— Exercise instructions —
Go through the data and copy every line exactly, but not the images.

— Data lines —
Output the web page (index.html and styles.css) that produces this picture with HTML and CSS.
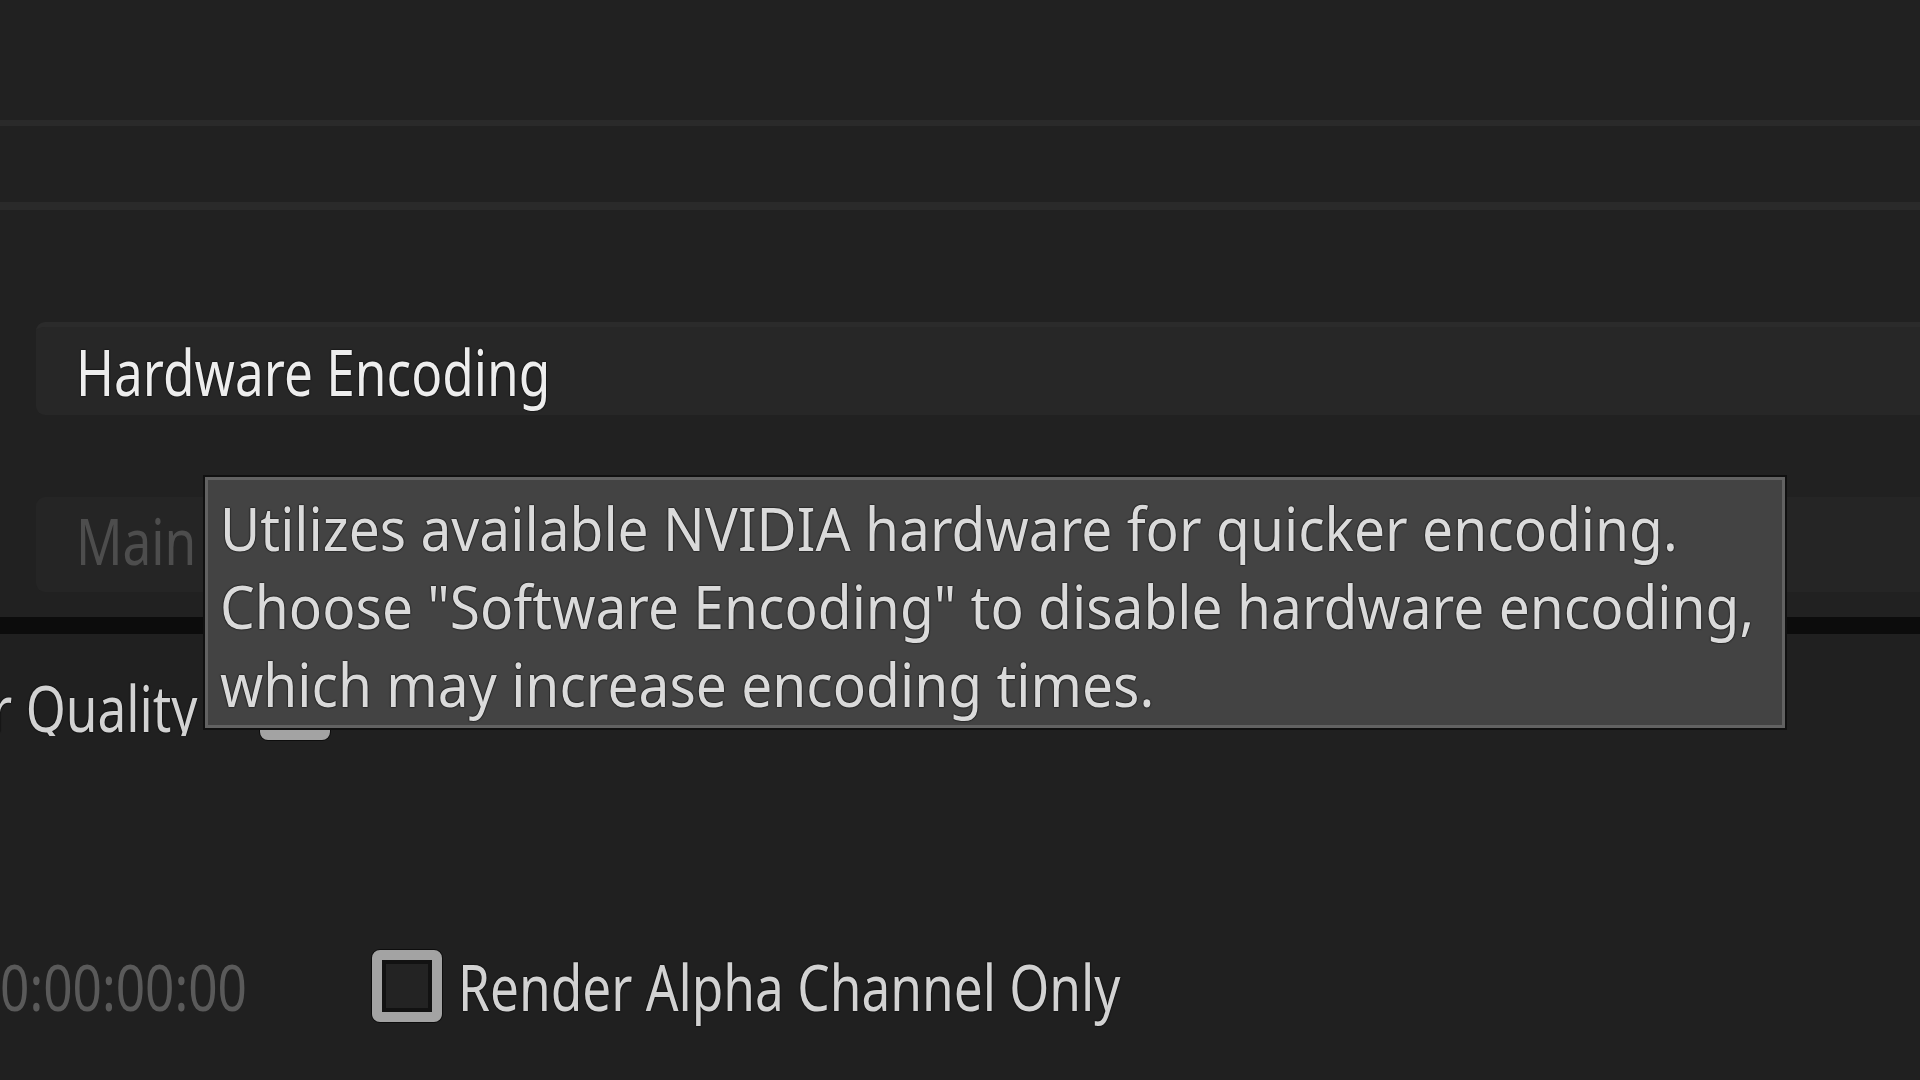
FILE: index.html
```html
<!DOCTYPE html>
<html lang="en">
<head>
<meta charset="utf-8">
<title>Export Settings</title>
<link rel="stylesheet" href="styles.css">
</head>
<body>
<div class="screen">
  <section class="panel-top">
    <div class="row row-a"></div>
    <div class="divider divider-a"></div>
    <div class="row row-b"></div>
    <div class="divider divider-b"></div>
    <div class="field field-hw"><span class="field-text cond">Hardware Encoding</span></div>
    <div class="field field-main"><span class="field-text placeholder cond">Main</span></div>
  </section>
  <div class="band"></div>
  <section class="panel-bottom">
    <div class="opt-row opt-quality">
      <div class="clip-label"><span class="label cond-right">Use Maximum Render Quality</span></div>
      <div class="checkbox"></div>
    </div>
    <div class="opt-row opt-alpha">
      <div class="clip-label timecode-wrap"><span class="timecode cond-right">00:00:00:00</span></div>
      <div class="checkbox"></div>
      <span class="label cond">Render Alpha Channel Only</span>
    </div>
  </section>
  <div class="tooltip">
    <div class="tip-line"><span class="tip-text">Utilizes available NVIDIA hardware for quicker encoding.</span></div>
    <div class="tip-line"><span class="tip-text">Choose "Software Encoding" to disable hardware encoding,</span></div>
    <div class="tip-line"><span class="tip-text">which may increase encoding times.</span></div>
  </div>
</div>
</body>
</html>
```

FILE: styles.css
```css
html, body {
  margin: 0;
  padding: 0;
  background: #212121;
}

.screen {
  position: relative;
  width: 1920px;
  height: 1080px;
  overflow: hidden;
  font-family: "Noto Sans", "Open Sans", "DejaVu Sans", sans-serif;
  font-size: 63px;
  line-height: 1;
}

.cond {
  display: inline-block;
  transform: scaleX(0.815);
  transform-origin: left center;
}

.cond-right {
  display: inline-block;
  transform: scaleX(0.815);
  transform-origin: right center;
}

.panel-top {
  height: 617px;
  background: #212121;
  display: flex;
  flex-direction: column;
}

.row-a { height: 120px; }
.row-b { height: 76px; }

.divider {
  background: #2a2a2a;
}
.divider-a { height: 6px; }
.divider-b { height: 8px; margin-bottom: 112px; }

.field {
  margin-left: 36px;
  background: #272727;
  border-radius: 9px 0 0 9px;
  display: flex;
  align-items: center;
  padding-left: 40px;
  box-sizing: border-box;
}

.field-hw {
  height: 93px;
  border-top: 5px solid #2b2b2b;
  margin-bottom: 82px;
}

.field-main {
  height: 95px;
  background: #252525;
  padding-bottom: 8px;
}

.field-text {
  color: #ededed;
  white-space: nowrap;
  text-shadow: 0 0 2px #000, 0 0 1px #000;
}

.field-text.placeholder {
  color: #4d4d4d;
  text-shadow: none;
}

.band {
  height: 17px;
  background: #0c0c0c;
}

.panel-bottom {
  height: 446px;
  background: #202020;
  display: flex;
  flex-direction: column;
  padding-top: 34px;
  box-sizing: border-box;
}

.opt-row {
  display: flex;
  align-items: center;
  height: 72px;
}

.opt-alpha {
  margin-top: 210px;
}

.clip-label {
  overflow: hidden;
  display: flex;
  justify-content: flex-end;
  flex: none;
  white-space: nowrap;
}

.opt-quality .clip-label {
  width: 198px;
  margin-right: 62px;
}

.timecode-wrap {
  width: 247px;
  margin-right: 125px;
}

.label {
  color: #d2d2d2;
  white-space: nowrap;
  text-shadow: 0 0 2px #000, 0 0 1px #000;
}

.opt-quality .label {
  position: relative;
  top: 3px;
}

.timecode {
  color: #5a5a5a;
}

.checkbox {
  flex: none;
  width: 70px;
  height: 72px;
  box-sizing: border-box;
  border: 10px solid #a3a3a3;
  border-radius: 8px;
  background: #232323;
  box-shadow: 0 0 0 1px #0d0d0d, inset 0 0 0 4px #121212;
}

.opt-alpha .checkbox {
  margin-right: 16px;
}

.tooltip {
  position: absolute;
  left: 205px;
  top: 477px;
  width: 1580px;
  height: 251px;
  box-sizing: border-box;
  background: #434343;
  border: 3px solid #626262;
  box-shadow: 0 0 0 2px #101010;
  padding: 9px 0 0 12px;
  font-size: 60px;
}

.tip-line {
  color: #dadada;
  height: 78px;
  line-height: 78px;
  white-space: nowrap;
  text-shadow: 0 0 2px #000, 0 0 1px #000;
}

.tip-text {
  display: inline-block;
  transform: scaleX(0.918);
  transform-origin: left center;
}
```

— Task output —
Output the web page (index.html and styles.css) that produces this picture with HTML and CSS.
FILE: index.html
```html
<!DOCTYPE html>
<html lang="en">
<head>
<meta charset="utf-8">
<title>Export Settings</title>
<link rel="stylesheet" href="styles.css">
</head>
<body>
<div class="screen">
  <section class="panel-top">
    <div class="row row-a"></div>
    <div class="divider divider-a"></div>
    <div class="row row-b"></div>
    <div class="divider divider-b"></div>
    <div class="field field-hw"><span class="field-text cond">Hardware Encoding</span></div>
    <div class="field field-main"><span class="field-text placeholder cond">Main</span></div>
  </section>
  <div class="band"></div>
  <section class="panel-bottom">
    <div class="opt-row opt-quality">
      <div class="clip-label"><span class="label cond-right">Use Maximum Render Quality</span></div>
      <div class="checkbox"></div>
    </div>
    <div class="opt-row opt-alpha">
      <div class="clip-label timecode-wrap"><span class="timecode cond-right">00:00:00:00</span></div>
      <div class="checkbox"></div>
      <span class="label cond">Render Alpha Channel Only</span>
    </div>
  </section>
  <div class="tooltip">
    <div class="tip-line"><span class="tip-text">Utilizes available NVIDIA hardware for quicker encoding.</span></div>
    <div class="tip-line"><span class="tip-text">Choose "Software Encoding" to disable hardware encoding,</span></div>
    <div class="tip-line"><span class="tip-text">which may increase encoding times.</span></div>
  </div>
</div>
</body>
</html>
```

FILE: styles.css
```css
html, body {
  margin: 0;
  padding: 0;
  background: #212121;
}

.screen {
  position: relative;
  width: 1920px;
  height: 1080px;
  overflow: hidden;
  font-family: "Noto Sans", "Open Sans", "DejaVu Sans", sans-serif;
  font-size: 63px;
  line-height: 1;
}

.cond {
  display: inline-block;
  transform: scaleX(0.815);
  transform-origin: left center;
}

.cond-right {
  display: inline-block;
  transform: scaleX(0.815);
  transform-origin: right center;
}

.panel-top {
  height: 617px;
  background: #212121;
  display: flex;
  flex-direction: column;
}

.row-a { height: 120px; }
.row-b { height: 76px; }

.divider {
  background: #2a2a2a;
}
.divider-a { height: 6px; }
.divider-b { height: 8px; margin-bottom: 112px; }

.field {
  margin-left: 36px;
  background: #272727;
  border-radius: 9px 0 0 9px;
  display: flex;
  align-items: center;
  padding-left: 40px;
  box-sizing: border-box;
}

.field-hw {
  height: 93px;
  border-top: 5px solid #2b2b2b;
  margin-bottom: 82px;
}

.field-main {
  height: 95px;
  background: #252525;
  padding-bottom: 8px;
}

.field-text {
  color: #ededed;
  white-space: nowrap;
  text-shadow: 0 0 2px #000, 0 0 1px #000;
}

.field-text.placeholder {
  color: #4d4d4d;
  text-shadow: none;
}

.band {
  height: 17px;
  background: #0c0c0c;
}

.panel-bottom {
  height: 446px;
  background: #202020;
  display: flex;
  flex-direction: column;
  padding-top: 34px;
  box-sizing: border-box;
}

.opt-row {
  display: flex;
  align-items: center;
  height: 72px;
}

.opt-alpha {
  margin-top: 210px;
}

.clip-label {
  overflow: hidden;
  display: flex;
  justify-content: flex-end;
  flex: none;
  white-space: nowrap;
}

.opt-quality .clip-label {
  width: 198px;
  margin-right: 62px;
}

.timecode-wrap {
  width: 247px;
  margin-right: 125px;
}

.label {
  color: #d2d2d2;
  white-space: nowrap;
  text-shadow: 0 0 2px #000, 0 0 1px #000;
}

.opt-quality .label {
  position: relative;
  top: 3px;
}

.timecode {
  color: #5a5a5a;
}

.checkbox {
  flex: none;
  width: 70px;
  height: 72px;
  box-sizing: border-box;
  border: 10px solid #a3a3a3;
  border-radius: 8px;
  background: #232323;
  box-shadow: 0 0 0 1px #0d0d0d, inset 0 0 0 4px #121212;
}

.opt-alpha .checkbox {
  margin-right: 16px;
}

.tooltip {
  position: absolute;
  left: 205px;
  top: 477px;
  width: 1580px;
  height: 251px;
  box-sizing: border-box;
  background: #434343;
  border: 3px solid #626262;
  box-shadow: 0 0 0 2px #101010;
  padding: 9px 0 0 12px;
  font-size: 60px;
}

.tip-line {
  color: #dadada;
  height: 78px;
  line-height: 78px;
  white-space: nowrap;
  text-shadow: 0 0 2px #000, 0 0 1px #000;
}

.tip-text {
  display: inline-block;
  transform: scaleX(0.918);
  transform-origin: left center;
}
```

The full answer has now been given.